FPAT088 Advanced Beam-Dynamics Simulation Tools for RIA 4218
 
  • R.W. Garnett, J.A. Billen, T.P. Wangler
    LANL, Los Alamos, New Mexico
  • K.R. Crandall
    TechSource, Santa Fe, New Mexico
  • P.N. Ostroumov
    ANL, Argonne, Illinois
  • J. Qiang, R.D. Ryne
    LBNL, Berkeley, California
  • R.C. York, Q. Zhao
    NSCL, East Lansing, Michigan
  
  Funding: U.S. Department of Energy Contract W-7405-ENG-36.

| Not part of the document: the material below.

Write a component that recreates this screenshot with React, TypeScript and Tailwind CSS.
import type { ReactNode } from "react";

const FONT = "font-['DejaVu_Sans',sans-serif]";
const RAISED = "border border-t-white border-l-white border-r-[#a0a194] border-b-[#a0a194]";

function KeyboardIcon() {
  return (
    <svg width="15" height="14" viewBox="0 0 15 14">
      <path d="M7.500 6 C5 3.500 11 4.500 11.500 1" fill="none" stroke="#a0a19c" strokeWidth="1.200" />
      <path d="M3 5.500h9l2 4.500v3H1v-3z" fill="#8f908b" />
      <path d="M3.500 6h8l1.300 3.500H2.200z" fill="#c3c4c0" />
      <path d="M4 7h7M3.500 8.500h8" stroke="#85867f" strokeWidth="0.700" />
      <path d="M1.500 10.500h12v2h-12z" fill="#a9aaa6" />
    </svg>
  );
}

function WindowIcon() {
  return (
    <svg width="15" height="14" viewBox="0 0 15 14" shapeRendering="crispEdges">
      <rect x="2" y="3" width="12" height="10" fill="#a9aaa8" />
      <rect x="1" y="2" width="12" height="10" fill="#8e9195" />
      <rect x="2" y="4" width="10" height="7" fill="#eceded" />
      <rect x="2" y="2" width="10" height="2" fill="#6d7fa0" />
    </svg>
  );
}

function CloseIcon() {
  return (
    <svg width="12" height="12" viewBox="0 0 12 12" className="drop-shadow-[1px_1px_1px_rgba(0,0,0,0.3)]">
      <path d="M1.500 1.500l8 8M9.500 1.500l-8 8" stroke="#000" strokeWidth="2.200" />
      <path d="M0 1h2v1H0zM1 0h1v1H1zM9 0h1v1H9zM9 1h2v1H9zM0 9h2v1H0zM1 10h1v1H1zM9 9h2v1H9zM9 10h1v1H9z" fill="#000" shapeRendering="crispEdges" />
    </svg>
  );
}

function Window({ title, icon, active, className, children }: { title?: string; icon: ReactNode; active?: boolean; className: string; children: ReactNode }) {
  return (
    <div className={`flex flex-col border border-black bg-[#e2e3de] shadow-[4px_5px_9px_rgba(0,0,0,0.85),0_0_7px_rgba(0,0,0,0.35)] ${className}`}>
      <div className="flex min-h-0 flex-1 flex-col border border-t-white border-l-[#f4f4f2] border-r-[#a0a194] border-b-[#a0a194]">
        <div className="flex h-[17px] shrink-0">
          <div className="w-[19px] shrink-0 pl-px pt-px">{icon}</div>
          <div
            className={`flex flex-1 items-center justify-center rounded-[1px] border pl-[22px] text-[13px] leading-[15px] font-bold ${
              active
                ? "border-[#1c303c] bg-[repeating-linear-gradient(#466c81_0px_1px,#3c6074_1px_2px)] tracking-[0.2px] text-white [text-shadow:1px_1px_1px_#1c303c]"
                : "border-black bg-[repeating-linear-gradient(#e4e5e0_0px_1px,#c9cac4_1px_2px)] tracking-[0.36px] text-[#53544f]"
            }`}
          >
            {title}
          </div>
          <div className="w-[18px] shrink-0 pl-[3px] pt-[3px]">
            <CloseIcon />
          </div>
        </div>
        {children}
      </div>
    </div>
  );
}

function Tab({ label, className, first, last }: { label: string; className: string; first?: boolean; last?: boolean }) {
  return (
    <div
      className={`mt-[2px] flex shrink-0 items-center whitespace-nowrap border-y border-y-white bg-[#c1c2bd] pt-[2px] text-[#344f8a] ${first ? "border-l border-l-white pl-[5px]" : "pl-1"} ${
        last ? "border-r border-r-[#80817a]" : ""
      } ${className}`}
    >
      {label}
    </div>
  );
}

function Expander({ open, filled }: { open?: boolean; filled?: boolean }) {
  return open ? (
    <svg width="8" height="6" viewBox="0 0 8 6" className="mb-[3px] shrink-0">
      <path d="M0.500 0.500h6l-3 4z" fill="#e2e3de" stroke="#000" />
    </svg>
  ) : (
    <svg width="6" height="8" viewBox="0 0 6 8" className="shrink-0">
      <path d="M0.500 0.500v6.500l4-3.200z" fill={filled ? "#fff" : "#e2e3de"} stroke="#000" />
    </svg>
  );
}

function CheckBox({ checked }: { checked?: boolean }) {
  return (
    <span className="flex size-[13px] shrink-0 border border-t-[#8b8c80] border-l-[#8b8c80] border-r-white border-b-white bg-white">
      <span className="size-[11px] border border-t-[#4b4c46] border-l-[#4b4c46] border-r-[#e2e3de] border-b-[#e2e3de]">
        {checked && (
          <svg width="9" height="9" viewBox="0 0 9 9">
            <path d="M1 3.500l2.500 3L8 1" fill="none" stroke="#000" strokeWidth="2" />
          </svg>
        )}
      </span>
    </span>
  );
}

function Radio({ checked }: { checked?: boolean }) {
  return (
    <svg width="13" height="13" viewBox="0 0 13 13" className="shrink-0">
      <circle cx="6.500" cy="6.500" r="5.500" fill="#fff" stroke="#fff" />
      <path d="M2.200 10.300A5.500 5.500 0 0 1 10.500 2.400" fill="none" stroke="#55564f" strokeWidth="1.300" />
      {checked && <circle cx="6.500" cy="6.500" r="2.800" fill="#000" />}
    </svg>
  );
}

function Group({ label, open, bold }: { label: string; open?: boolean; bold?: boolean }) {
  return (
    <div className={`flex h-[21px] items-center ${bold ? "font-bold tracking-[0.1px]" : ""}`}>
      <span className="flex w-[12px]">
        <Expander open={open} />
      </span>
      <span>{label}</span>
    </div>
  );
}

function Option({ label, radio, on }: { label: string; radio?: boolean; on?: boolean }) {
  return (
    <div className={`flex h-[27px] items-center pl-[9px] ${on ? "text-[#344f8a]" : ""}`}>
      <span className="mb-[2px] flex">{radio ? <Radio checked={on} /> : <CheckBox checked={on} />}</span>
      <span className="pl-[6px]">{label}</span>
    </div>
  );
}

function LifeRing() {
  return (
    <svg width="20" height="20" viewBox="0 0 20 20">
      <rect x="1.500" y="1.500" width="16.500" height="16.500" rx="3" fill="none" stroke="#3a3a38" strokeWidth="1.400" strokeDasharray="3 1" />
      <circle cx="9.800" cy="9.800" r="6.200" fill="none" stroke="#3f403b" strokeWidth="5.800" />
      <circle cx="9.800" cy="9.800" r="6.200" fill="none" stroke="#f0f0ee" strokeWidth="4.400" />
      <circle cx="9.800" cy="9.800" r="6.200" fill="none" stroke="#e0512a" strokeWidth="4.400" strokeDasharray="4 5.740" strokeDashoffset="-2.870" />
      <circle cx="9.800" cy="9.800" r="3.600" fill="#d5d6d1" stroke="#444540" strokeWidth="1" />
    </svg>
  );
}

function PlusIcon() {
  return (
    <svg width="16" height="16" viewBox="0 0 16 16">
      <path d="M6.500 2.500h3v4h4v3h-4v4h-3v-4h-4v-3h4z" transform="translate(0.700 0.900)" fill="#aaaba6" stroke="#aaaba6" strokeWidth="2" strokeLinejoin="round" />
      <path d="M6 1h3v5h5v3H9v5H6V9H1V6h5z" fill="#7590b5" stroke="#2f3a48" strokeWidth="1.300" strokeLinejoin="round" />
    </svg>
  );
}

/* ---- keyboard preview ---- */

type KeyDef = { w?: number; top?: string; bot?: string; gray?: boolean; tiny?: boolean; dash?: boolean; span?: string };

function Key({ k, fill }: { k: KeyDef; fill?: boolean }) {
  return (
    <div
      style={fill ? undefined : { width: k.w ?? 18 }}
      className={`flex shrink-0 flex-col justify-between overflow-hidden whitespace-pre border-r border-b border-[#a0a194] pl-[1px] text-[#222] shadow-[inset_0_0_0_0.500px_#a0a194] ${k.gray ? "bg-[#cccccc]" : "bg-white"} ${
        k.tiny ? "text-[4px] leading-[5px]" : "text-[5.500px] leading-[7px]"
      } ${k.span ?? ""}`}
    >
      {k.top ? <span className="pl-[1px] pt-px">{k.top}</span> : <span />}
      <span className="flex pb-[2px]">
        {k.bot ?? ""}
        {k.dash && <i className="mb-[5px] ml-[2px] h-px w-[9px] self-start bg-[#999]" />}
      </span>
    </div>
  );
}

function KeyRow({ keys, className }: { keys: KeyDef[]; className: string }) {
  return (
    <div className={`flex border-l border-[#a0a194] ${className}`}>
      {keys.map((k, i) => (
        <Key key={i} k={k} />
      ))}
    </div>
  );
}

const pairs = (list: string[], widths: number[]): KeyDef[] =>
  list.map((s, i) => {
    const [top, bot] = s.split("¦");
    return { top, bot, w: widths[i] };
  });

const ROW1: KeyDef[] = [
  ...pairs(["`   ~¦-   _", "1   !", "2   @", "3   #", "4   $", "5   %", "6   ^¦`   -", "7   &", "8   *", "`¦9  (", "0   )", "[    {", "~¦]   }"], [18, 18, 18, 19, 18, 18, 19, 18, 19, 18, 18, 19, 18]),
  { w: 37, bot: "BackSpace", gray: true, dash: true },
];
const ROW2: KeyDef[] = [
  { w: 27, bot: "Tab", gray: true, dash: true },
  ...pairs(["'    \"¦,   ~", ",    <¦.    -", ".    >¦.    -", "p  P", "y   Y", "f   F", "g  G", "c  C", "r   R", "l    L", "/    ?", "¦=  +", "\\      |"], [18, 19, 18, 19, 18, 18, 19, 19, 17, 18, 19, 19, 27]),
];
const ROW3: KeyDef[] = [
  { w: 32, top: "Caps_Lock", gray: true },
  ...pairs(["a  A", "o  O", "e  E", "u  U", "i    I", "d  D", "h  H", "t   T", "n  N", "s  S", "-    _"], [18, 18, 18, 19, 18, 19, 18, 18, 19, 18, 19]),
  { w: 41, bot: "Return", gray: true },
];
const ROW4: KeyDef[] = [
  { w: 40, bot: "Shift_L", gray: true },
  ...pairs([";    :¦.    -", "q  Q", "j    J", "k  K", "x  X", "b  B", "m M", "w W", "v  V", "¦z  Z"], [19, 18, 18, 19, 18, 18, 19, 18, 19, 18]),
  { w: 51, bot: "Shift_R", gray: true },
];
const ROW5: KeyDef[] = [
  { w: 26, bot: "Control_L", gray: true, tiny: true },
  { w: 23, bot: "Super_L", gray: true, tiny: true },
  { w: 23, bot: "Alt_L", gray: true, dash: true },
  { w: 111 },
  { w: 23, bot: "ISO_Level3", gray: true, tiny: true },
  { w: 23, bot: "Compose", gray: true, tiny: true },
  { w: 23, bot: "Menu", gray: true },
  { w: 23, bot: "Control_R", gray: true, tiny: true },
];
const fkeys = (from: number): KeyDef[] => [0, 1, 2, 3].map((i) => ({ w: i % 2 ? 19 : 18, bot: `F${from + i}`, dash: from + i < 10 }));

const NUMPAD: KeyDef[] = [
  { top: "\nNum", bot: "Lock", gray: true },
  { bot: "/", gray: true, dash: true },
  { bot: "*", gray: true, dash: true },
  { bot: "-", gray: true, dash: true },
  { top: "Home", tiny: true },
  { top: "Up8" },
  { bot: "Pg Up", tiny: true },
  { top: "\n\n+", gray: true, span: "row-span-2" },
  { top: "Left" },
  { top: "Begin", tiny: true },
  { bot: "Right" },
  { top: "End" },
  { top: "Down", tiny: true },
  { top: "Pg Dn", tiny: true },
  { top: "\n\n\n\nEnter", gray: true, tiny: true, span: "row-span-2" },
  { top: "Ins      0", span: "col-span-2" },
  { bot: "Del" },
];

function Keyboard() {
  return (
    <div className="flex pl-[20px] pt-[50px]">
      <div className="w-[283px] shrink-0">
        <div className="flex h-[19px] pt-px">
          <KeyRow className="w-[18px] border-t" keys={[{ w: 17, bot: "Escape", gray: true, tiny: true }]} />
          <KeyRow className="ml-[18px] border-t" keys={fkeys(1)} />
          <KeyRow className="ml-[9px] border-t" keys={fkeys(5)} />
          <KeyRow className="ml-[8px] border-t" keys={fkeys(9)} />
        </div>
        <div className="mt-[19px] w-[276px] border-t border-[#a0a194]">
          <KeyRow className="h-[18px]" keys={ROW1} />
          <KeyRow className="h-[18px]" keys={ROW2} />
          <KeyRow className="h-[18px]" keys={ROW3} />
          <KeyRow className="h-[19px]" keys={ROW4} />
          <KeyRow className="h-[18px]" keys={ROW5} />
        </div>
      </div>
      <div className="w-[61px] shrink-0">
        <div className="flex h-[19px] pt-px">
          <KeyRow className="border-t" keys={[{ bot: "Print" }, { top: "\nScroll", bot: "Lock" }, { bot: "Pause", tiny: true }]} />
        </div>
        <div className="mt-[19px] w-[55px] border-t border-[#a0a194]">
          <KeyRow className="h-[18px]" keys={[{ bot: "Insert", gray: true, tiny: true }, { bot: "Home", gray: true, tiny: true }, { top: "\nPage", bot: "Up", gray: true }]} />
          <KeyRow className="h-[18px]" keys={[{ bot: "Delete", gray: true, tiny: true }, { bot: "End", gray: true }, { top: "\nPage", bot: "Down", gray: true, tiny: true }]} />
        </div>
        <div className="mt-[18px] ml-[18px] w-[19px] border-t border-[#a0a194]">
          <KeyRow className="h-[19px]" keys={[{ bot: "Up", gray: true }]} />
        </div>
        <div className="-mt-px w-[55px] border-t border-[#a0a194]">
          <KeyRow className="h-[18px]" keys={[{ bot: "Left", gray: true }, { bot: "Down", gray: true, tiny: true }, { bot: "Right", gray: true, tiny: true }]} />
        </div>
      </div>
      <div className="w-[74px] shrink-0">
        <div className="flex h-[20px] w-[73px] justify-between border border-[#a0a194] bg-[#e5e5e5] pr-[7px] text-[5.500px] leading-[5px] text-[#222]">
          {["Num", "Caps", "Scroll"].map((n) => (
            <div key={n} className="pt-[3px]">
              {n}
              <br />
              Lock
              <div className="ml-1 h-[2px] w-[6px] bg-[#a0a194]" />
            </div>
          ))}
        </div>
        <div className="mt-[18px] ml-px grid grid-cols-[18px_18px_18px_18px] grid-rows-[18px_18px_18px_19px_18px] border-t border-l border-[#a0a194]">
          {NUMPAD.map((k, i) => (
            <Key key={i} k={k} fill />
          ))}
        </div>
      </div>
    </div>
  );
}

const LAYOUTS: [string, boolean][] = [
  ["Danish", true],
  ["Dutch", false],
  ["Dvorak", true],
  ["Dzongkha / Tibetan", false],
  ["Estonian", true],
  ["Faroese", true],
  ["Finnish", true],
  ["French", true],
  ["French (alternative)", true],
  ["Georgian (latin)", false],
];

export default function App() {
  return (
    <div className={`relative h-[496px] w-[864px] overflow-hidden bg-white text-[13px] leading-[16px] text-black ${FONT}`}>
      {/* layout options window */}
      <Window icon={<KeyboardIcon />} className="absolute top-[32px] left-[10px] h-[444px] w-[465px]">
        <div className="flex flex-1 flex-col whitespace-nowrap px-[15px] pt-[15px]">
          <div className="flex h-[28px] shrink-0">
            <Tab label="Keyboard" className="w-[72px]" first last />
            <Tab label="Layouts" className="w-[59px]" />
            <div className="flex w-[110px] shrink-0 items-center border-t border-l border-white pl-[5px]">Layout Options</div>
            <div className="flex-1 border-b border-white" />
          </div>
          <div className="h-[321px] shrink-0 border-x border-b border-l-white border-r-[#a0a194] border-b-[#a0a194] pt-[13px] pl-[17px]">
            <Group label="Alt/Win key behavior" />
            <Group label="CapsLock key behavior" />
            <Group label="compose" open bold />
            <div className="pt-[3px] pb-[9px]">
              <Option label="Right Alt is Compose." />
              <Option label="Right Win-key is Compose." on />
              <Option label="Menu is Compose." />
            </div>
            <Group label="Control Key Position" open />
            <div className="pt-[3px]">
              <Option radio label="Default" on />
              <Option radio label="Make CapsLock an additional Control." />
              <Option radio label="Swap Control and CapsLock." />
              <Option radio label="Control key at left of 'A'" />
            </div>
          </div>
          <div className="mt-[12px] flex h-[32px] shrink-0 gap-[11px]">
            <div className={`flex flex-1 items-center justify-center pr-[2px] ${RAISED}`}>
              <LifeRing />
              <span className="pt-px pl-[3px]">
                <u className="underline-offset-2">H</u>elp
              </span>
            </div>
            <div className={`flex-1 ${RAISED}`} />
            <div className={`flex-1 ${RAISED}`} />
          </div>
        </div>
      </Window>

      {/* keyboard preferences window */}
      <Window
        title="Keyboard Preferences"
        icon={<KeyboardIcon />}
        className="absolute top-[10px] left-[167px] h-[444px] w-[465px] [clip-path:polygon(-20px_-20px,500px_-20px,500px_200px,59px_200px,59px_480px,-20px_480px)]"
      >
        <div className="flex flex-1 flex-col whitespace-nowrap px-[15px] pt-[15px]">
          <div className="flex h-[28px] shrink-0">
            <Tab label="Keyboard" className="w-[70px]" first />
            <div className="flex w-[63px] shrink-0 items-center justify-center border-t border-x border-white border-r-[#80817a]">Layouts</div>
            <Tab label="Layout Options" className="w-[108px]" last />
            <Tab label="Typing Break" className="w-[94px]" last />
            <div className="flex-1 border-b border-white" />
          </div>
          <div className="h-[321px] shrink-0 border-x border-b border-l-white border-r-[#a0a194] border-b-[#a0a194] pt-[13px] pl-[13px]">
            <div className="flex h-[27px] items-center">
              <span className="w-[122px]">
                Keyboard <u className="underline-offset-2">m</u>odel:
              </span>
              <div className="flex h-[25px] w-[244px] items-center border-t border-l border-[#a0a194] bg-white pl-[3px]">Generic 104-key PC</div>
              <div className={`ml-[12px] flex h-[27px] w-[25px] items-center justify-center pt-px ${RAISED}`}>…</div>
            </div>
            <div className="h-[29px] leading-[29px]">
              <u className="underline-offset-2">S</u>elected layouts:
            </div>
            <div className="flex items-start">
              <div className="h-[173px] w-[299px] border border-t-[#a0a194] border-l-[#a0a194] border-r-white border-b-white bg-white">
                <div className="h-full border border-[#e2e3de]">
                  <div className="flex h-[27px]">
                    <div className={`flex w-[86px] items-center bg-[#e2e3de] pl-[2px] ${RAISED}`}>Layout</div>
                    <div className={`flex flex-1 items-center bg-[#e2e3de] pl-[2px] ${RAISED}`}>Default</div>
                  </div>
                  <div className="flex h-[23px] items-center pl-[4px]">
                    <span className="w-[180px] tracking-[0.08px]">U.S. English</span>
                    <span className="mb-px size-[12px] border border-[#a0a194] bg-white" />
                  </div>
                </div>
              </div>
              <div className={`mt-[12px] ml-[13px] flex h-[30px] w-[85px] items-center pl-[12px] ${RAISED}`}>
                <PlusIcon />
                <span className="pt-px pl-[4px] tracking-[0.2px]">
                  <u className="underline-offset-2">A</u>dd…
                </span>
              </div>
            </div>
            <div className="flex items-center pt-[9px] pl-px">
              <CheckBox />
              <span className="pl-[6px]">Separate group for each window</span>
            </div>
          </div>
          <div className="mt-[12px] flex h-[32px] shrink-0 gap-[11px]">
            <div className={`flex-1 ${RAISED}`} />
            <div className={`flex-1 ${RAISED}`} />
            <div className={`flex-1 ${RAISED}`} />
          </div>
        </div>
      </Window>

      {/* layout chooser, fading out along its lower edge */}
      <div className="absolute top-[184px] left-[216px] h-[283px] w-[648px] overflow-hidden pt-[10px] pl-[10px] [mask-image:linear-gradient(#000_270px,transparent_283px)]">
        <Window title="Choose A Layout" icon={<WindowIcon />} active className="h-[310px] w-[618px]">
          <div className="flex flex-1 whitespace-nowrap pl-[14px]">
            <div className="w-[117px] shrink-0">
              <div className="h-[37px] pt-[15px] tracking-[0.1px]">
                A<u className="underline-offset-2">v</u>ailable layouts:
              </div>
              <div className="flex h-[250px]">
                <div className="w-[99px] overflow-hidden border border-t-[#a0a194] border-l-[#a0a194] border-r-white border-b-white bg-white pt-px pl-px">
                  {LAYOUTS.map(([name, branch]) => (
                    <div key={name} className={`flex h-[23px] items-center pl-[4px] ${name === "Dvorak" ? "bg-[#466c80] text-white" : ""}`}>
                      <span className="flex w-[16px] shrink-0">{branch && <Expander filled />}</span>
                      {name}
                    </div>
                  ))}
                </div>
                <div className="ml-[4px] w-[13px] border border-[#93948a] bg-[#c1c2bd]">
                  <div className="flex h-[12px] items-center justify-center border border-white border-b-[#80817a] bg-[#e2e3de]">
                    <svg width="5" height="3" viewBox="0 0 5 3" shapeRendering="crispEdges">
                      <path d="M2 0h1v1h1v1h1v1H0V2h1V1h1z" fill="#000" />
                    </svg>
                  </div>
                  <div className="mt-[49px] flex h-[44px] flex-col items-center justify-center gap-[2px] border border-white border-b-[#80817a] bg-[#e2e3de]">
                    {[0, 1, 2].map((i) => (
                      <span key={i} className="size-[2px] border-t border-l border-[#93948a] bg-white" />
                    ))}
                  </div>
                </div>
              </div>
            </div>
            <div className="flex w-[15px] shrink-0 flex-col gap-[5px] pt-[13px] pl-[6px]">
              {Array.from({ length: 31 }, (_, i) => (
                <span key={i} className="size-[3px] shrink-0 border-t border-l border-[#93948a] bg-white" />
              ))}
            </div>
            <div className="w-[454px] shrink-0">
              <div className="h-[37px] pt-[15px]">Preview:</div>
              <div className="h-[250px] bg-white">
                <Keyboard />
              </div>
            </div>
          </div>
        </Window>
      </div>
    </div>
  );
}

We are developing multuparticle beam-dynamics simulation codes for RIA driver linac simulations extending from the low-energy beam transport line to the end of the linac. These codes run on the NERSC parallel supercomputing platforms at LBNL, which allow us to run simulations with large numbers of macroparticles. The codes have physics capabilities needed for RIA, including transport and acceleration of multiple-charge-state beams, beam-line elements such as high-voltage platforms within the linac, interdigital accelerating structures, charge-stripper foils, and capabilities for handling the effects of machine errors and other off-normal conditions. In this paper we present the status of the work, describe some recent additions to the codes, and show preliminary end-to-end simulation results for a representative driver-linac design.